* **The task**
In the entries below, find the lines that contain the word "index" and copy them.

* **Data shown**
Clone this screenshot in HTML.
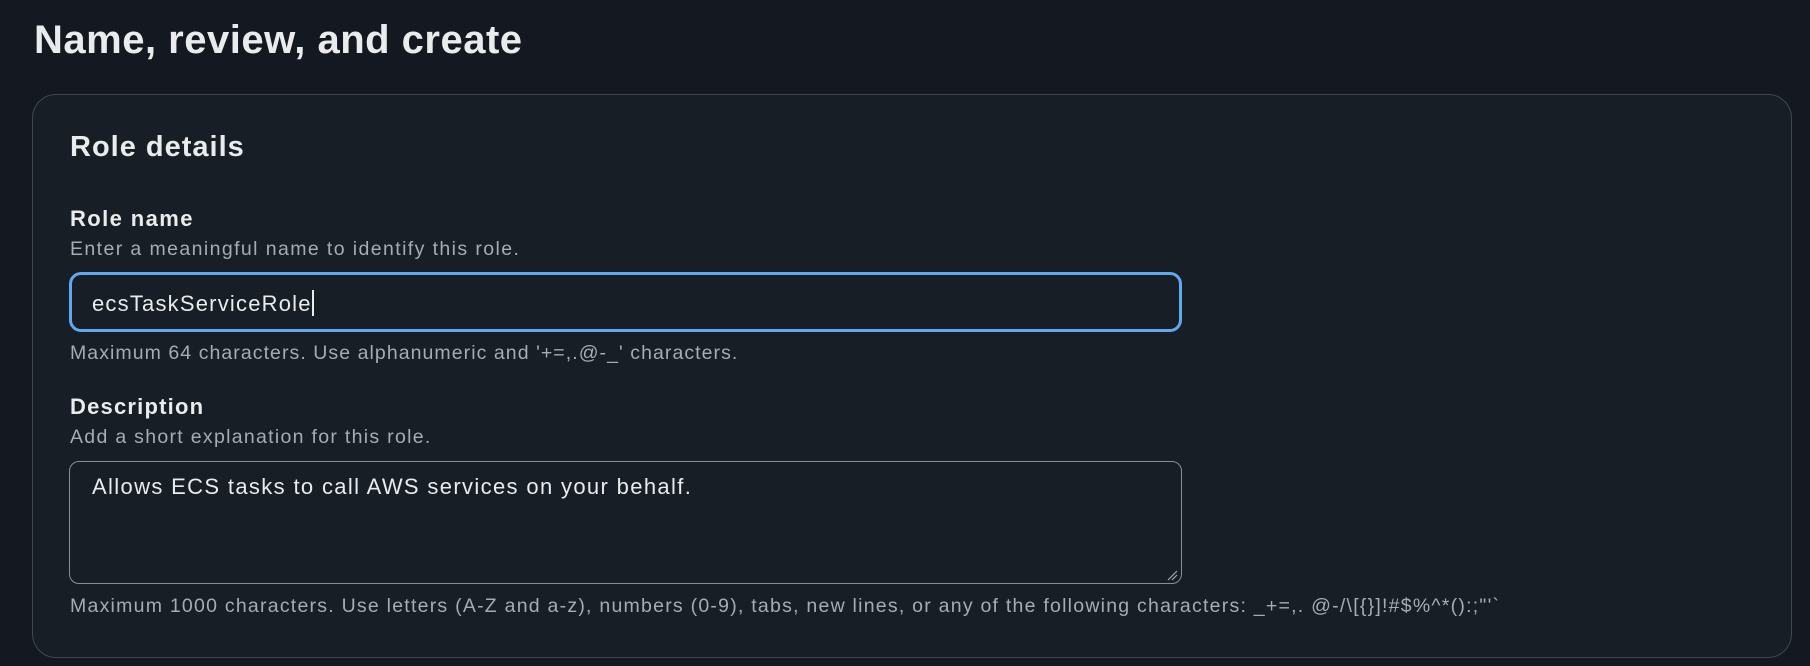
<!DOCTYPE html>
<html><head><meta charset="utf-8"><style>
html,body{margin:0;padding:0;width:1810px;height:666px;overflow:hidden;background:#141820;font-family:"Liberation Sans",sans-serif;}
.t{position:absolute;white-space:nowrap;line-height:1;}
.card{position:absolute;left:32px;top:94px;width:1760px;height:564px;box-sizing:border-box;border:1px solid #424650;border-radius:24px;background:#181e26;}
.inp{position:absolute;left:69px;top:272px;width:1113px;height:60px;box-sizing:border-box;border:3px solid #5fa9ee;border-radius:12px;background:#181e26;}
.ta{position:absolute;left:69px;top:461px;width:1113px;height:123px;box-sizing:border-box;border:1px solid #8a8d94;border-radius:10px;background:#181e26;}
.w{color:#e9ebed;}
.g{color:#a7abb3;letter-spacing:1.2px;}
</style></head><body>
<div class="t w" style="left:34px;top:20px;font-size:40px;font-weight:bold;letter-spacing:0.5px;">Name, review, and create</div>
<div class="card"></div>
<div class="t w" style="left:70px;top:133px;font-size:29px;font-weight:bold;letter-spacing:1px;">Role details</div>
<div class="t w" style="left:70px;top:208px;font-size:22px;font-weight:bold;letter-spacing:1.4px;">Role name</div>
<div class="t g" style="left:70px;top:240px;font-size:19.5px;letter-spacing:1.4px;">Enter a meaningful name to identify this role.</div>
<div class="inp"></div>
<div class="t w" style="left:92px;top:290px;font-size:22px;letter-spacing:1.2px;">ecsTaskServiceRole<span style="display:inline-block;width:2px;height:26px;background:#e9ebed;vertical-align:-5px;"></span></div>
<div class="t g" style="left:70px;top:344px;font-size:19.5px;letter-spacing:1.06px;">Maximum 64 characters. Use alphanumeric and '+=,.@-_' characters.</div>
<div class="t w" style="left:70px;top:396px;font-size:22px;font-weight:bold;letter-spacing:1.2px;">Description</div>
<div class="t g" style="left:70px;top:428px;font-size:19.5px;letter-spacing:1.3px;">Add a short explanation for this role.</div>
<div class="ta"></div>
<svg style="position:absolute;left:1166px;top:569px" width="12" height="12"><path d="M2 11 L11 2 M6 11 L11 6" stroke="#a7abb3" stroke-width="1.2"/></svg>
<div class="t w" style="left:92px;top:476px;font-size:22px;letter-spacing:1.35px;">Allows ECS tasks to call AWS services on your behalf.</div>
<div class="t g" style="left:70px;top:597px;font-size:19.5px;letter-spacing:1.24px;">Maximum 1000 characters. Use letters (A-Z and a-z), numbers (0-9), tabs, new lines, or any of the following characters: _+=,. @-/\[{}]!#$%^*():;"'`</div>
</body></html>
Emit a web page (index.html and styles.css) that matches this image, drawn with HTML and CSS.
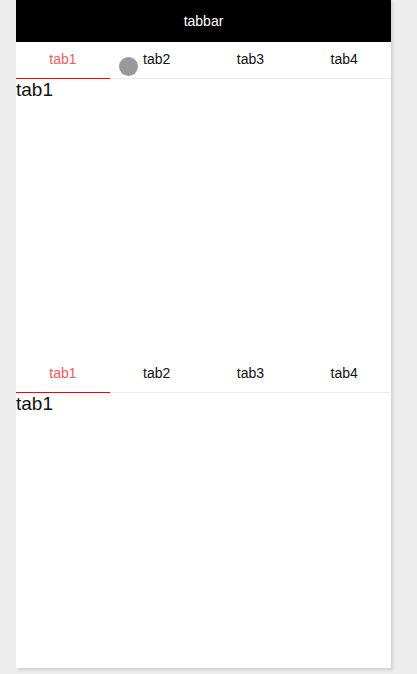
FILE: index.html
```html
<!DOCTYPE html>
<html>
<head>
<meta charset="utf-8">
<link rel="stylesheet" href="styles.css">
</head>
<body>
<div class="phone">
  <header class="topbar">tabbar</header>
  <section class="tabs">
    <nav class="tabbar">
      <div class="tab active">tab1</div>
      <div class="tab">tab2</div>
      <div class="tab">tab3</div>
      <div class="tab">tab4</div>
    </nav>
    <div class="panel">tab1</div>
  </section>
  <section class="tabs">
    <nav class="tabbar">
      <div class="tab active">tab1</div>
      <div class="tab">tab2</div>
      <div class="tab">tab3</div>
      <div class="tab">tab4</div>
    </nav>
    <div class="panel">tab1</div>
  </section>
  <div class="touch"></div>
</div>
</body>
</html>
```
FILE: styles.css
```css
html, body {
  margin: 0;
  padding: 0;
  background: #ededed;
  height: 100%;
}
body {
  font-family: "Liberation Sans", Arial, sans-serif;
  color: #111;
}
.phone {
  position: relative;
  width: 375px;
  height: 668px;
  margin-left: 16px;
  background: #fff;
  box-shadow: 2px 2px 3px rgba(0,0,0,0.12);
  display: flex;
  flex-direction: column;
  overflow: hidden;
}
.topbar {
  height: 42px;
  flex: none;
  background: #000;
  color: #fff;
  font-size: 14px;
  display: flex;
  align-items: center;
  justify-content: center;
}
.tabs {
  display: flex;
  flex-direction: column;
  height: 314px;
  flex: none;
}
.tabbar {
  display: flex;
  height: 37px;
  flex: none;
}
.tab {
  flex: 1;
  display: flex;
  align-items: center;
  justify-content: center;
  font-size: 14px;
  color: #111;
  padding-bottom: 3px;
  box-sizing: border-box;
  border-bottom: 1px solid #ebebeb;
}
.tab.active {
  color: #f55a5a;
  border-bottom-color: #ff0000;
}
.panel {
  flex: 1;
  font-size: 19px;
  line-height: 19px;
  padding-top: 1px;
}
.touch {
  position: absolute;
  left: 103px;
  top: 57px;
  width: 19px;
  height: 19px;
  border-radius: 50%;
  background: #999;
}
```
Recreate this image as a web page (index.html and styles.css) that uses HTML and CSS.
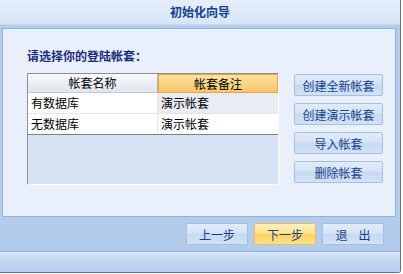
FILE: index.html
```html
<!DOCTYPE html>
<html lang="zh">
<head>
    <meta charset="UTF-8">
    <title>初始化向导</title>
    <link rel="stylesheet" href="styles.css">
</head>
<body>

<div class="window">
    <div class="titlebar">初始化向导</div>

    <div class="panel">
        <p class="label">请选择你的登陆帐套：</p>

        <div class="content">
            <div class="grid">
                <div class="row head">
                    <div class="cell first">帐套名称</div>
                    <div class="cell second sorted">帐套备注</div>
                </div>
                <div class="row">
                    <div class="cell first">有数据库</div>
                    <div class="cell second shaded">演示帐套</div>
                </div>
                <div class="row last">
                    <div class="cell first">无数据库</div>
                    <div class="cell second">演示帐套</div>
                </div>
            </div>

            <div class="side">
                <button class="btn wide">创建全新帐套</button>
                <button class="btn wide">创建演示帐套</button>
                <button class="btn wide">导入帐套</button>
                <button class="btn wide">删除帐套</button>
            </div>
        </div>
    </div>

    <div class="footer">
        <button class="btn">上一步</button>
        <button class="btn active">下一步</button>
        <button class="btn">退<span class="gap"></span>出</button>
    </div>

    <div class="strip"></div>
</div>

</body>
</html>
```

FILE: styles.css
```css
body {
    margin: 0;
    padding: 0;
    background-color: #ffffff;
    font-family: "Noto Sans CJK SC", "DejaVu Sans", sans-serif;
    font-size: 12px;
}
.window {
    width: 400px;
    height: 272px;
    border-right: 1px solid #5d7397;
    border-bottom: 1px solid #5d7397;
    border-bottom-right-radius: 3px;
    background-color: #b3cceb;
    display: flex;
    flex-direction: column;
}
.titlebar {
    height: 24px;
    line-height: 24px;
    text-align: center;
    font-weight: bold;
    color: #15428b;
    background: linear-gradient(#e6eefa, #d8e5f6);
    border-bottom: 1px solid #c7d9f0;
}
.panel {
    margin: 3px 4px 0 2px;
    border: 1px solid #8fb2e0;
    background-color: #e9f0fb;
    padding: 19px 0 0 24px;
    box-sizing: border-box;
    height: 189px;
}
.label {
    margin: 0;
    line-height: 16px;
    font-weight: bold;
    color: #1b2c7c;
}
.content {
    display: flex;
    margin-top: 9px;
}
.grid {
    width: 250px;
    height: 110px;
    border-top: 1px solid #8a8f98;
    border-left: 1px solid #8a8f98;
    border-right: 1px solid #ffffff;
    border-bottom: 1px solid #ffffff;
    background-color: #d5e2f3;
}
.row {
    display: flex;
    height: 20px;
    background-color: #ffffff;
    border-bottom: 1px solid #e4e6ea;
}
.row.last {
    border-bottom: 1px solid #7d7f84;
}
.row.head {
    height: 19px;
    border-bottom: none;
}
.cell {
    line-height: 20px;
    padding-left: 3px;
    color: #000000;
}
.first {
    width: 126px;
    border-right: 1px solid #e4e6ea;
}
.second {
    flex: 1;
}
.shaded {
    background-color: #e9ecf5;
}
.head .cell {
    line-height: 18px;
    text-align: center;
    padding-left: 0;
}
.head .first {
    width: 129px;
    background: linear-gradient(#f8f9fc, #dfe5ee);
    border-right: 1px solid #aeb6c4;
    border-bottom: 1px solid #c4cad4;
}
.head .sorted {
    background: linear-gradient(#fde3a3, #f8c66c);
    border: 1px solid #f2a23c;
    line-height: 17px;
}
.side {
    display: flex;
    flex-direction: column;
    gap: 7px;
    margin: 1px 0 0 15px;
}
.btn {
    font-family: "Noto Sans CJK SC", "DejaVu Sans", sans-serif;
    font-size: 12px;
    color: #15428b;
    width: 62px;
    height: 22px;
    padding: 0;
    border: 1px solid #a4bfe4;
    border-radius: 2px;
    background: linear-gradient(#e2ebf8 0%, #d6e4f6 45%, #c6d9f1 50%, #d2e2f6 100%);
    cursor: pointer;
}
.btn.wide {
    width: 89px;
}
.btn.active {
    border-color: #e4bd6c;
    background: linear-gradient(#fff1b8 0%, #fee598 45%, #fcd360 50%, #fde08a 100%);
}
.gap {
    display: inline-block;
    width: 11px;
}
.footer {
    display: flex;
    justify-content: flex-end;
    gap: 6px;
    height: 35px;
    padding: 6px 16px 0 0;
    box-sizing: border-box;
    border-bottom: 1px solid #93b2dc;
}
.strip {
    flex: 1;
    background: linear-gradient(#d9e6f7, #c4d8f2 40%, #b8cfee);
}
```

* **Response to this task**
Emit a web page (index.html and styles.css) that matches this image, drawn with HTML and CSS.
FILE: index.html
Recreate this image as a web page (index.html and styles.css) that uses HTML and CSS.
FILE: index.html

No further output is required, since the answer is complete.